Salt pans of Ile de ReMost brine recipes call for an industrially-refined salt such as kosher or table salt. Such salts lack the beautiful magnesium, potassium, and calcium salts that occur naturally and make for a flatter, duller salt sensation—to say nothing of the 80 other sundry minerals that are found in all natural, unrefined salt. Many salts marketed as “sea salt” – manufactured in huge industrial salt evaporators optimized for yield and global industrial purity standards – are stripped of their natural minerals as well. Brines are straightforward – a solution of salt, water, sugar and spices – and whatever you put in them gets absorbed into the meat, so you should take care with what you use. Please use natural salt in your brine. It makes a huge difference.
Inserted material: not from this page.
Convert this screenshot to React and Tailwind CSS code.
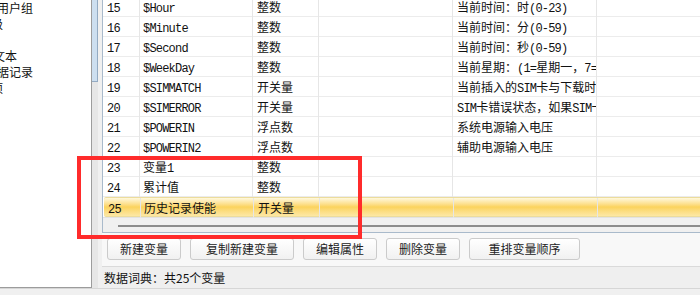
import React from 'react';

const treeLines = [
  { text: '用户组', ml: '-ml-[3px]' },
  { text: '等级', ml: '-ml-[21px]' },
  { text: '', ml: '' },
  { text: '文本', ml: '-ml-[7px]' },
  { text: '数据记录', ml: '-ml-[15px]' },
  { text: '事项', ml: '-ml-[21px]' },
];

const rows = [
  ['15', '$Hour', '整数', '当前时间：时(0-23)'],
  ['16', '$Minute', '整数', '当前时间：分(0-59)'],
  ['17', '$Second', '整数', '当前时间：秒(0-59)'],
  ['18', '$WeekDay', '整数', '当前星期：(1=星期一，7=星期日)'],
  ['19', '$SIMMATCH', '开关量', '当前插入的SIM卡与下载时的SIM卡是否一致'],
  ['20', '$SIMERROR', '开关量', 'SIM卡错误状态，如果SIM卡不存在则为1'],
  ['21', '$POWERIN', '浮点数', '系统电源输入电压'],
  ['22', '$POWERIN2', '浮点数', '辅助电源输入电压'],
  ['23', '变量1', '整数', ''],
  ['24', '累计值', '整数', ''],
  ['25', '历史记录使能', '开关量', ''],
];

const buttons = [
  { label: '新建变量', w: 'w-[74px]' },
  { label: '复制新建变量', w: 'w-[104px]' },
  { label: '编辑属性', w: 'w-[74px]' },
  { label: '删除变量', w: 'w-[74px]' },
  { label: '重排变量顺序', w: 'w-[111px]' },
];

// ascii runs get the narrow mono face, CJK stays on Noto
const Mixed = ({ text }) =>
  text
    .split(/([\x20-\x7e]+)/)
    .filter(Boolean)
    .map((part, i) =>
      /^[\x20-\x7e]+$/.test(part) ? (
        <span key={i} className="font-['Liberation_Mono',monospace] tracking-[-0.8px]">
          {part}
        </span>
      ) : (
        <span key={i}>{part}</span>
      )
    );

const Row = ({ cells, selected }) => {
  const [num, name, type, desc] = cells;
  const base = 'h-[20px] leading-[19px] whitespace-nowrap overflow-hidden border-r border-[#e6e6e6]';
  return (
    <div
      className={
        selected
          ? 'flex h-[20px] border-y border-[#ecdc9c] bg-linear-to-b from-[#fff8dc] via-[#fbd35c] to-[#fde8a4] rounded-l-[2px] ml-[1px]'
          : 'flex h-[20px] border-b border-[#ececec]'
      }
    >
      <div className={`${base} w-[37px] pl-[4px]`}>
        <Mixed text={num} />
      </div>
      <div className={`${base} w-[113px] pl-[3px]`}>
        <Mixed text={name} />
      </div>
      <div className={`${base} w-[66px] pl-[4px]`}>
        <Mixed text={type} />
      </div>
      <div className={`${base} w-[134px]`} />
      <div className={`${base} w-[144px] pl-[4px]`}>
        <Mixed text={desc} />
      </div>
      <div className="flex-1" />
    </div>
  );
};

const App = () => {
  return (
    <div className="relative w-[700px] h-[295px] overflow-hidden bg-[#f0f0f0] text-[12px] text-[#111] font-['Noto_Sans_CJK_SC',sans-serif]">
      <div className="flex h-[289px] border-b border-[#d6d6d6]">
        {/* tree pane, scrolled to the right */}
        <div className="w-[92px] shrink-0 bg-white border-r border-[#9c9c9c] border-b overflow-hidden">
          {treeLines.map((line, i) => (
            <div key={i} className={`h-[16px] leading-[16px] whitespace-nowrap ${line.ml}`}>
              {line.text}
            </div>
          ))}
        </div>

        {/* tree scrollbar */}
        <div className="w-[6px] shrink-0 bg-[#e6e6e6]">
          <div className="h-[82px] bg-[#cddff0] border-r border-b border-[#93aac2]" />
        </div>

        <div className="flex-1 min-w-0 flex flex-col pl-[4px]">
          {/* variable table */}
          <div className="-mt-[3px] bg-white border-l border-b border-[#a9bacb]">
            {rows.map((r, i) => (
              <Row key={r[0]} cells={r} selected={i === rows.length - 1} />
            ))}
            <div className="h-[15px] bg-[#f0f0f0] border-t border-[#e2e2e2] pt-[7px]">
              <div className="h-[2px] ml-[15px] bg-[#8c8c8c]" />
            </div>
          </div>

          {/* actions */}
          <div className="flex gap-[9px] pl-[5px] pt-[5px] pb-[6px] bg-[#f8f8f8] border-b border-[#dadada]">
            {buttons.map((b) => (
              <button
                key={b.label}
                className={`${b.w} h-[22px] rounded-[3px] border border-[#cbcbcb] bg-linear-to-b from-[#ffffff] to-[#f1f1f1] text-[12px] leading-[20px] text-[#222]`}
              >
                {b.label}
              </button>
            ))}
          </div>

          {/* status */}
          <div className="flex-1 flex items-center pl-[2px] bg-[#efefef]">数据词典：共25个变量</div>
        </div>
      </div>

      {/* red annotation box */}
      <div className="absolute left-[77px] top-[156px] w-[285px] h-[83px] border-4 border-[#ff2b2b]" />
    </div>
  );
};

export default App;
I recommend any natural sel gris (aka gray salt, or gros sel) for brining. A 2 pound 8 ounce bag of excellent sel gris costs $18, and it will leave you with plenty left over for sprinkling on candied yams as a finishing salt, not to mention on buttered crusty Thanksgiving dinner rolls. In fact, the bag will easily take you through the holidays and into the new year. Sel gris is just about as old-school beautiful as any salt made. Plus, all sels gris are especially rich in trace minerals, insuring a flavor that is balanced and full. Actually, there’s another plus: minerals in the salt are absorbed into the turkey along with the water, so you get more of all the good things salt has to offer.

Ingredients and recipe for a 16 lb bird.

  • 1 1/2 cup sel gris (gray salt) or natural traditional sea salt
  • 2 gallons of cold water. Like the salt, the water should be good. (I err on the safe side and avoid tap water, which contains lots of chlorine. Instead, buy a few jugs of spring water of some sort, and your turkey will not smell like a swimming pool.)
  • 3/4 cup brown sugar
  • 1 bay leaf
  • 2 medium-sized branches rosemary
  • 6 sprigs thyme
  • 6 leaves sage
  • 6 cloves garlic, peeled and gently crushed
  • 9 fat peppercorns, preferably, Parameswaran’s pepper, with it’s succulent lemon-zesty-eucalyptusy-cardamom spice flavors

Bring 2 cups of the water to a boil, mixing in all the above ingredients to dissolve the salt as much as possible. Let the water cool for half an hour, then combine back with remaining water to make your brine. Put turkey in double layer food grade plastic bag breast down, pour cold brine solution over bird, get all excess air out of bag and tie off. Place bagged brined bird in fridge and let soak for 24 hours.

Preheat oven to 400 degrees.

Remove bird from fridge, pat dry very thoroughly, and rub with a thin film of olive oil. Stuff with the stuffing of your choice, truss to hold stuffing in place, and roast. Cook until the internal temperature of the bird (at the inner thick part of the thigh) is 165°F, about 2 1/2 hours. I know this doneness temperature might be lower than what you are used to. Many older cookbooks call for roasting turkey to 180°F. This is excessive. Bacteria (including salmonella bacteria) is killed at 145°F and roasting poultry much beyond 165°F dries it out. In the case of a brined bird roasting to too high a temperature can drain out all the moisture you took so much time to get in there. You’ll get much better results by stopping roasting at 165°F.

Allow the roasted turkey to sit for 20 minutes before carving (you can cover it loosely with foil or a clean towel if you want); a rest period will help the bird retain its juices and firm the meat for easier carving.

Scoop the stuffing into a serving bowl; carve and serve.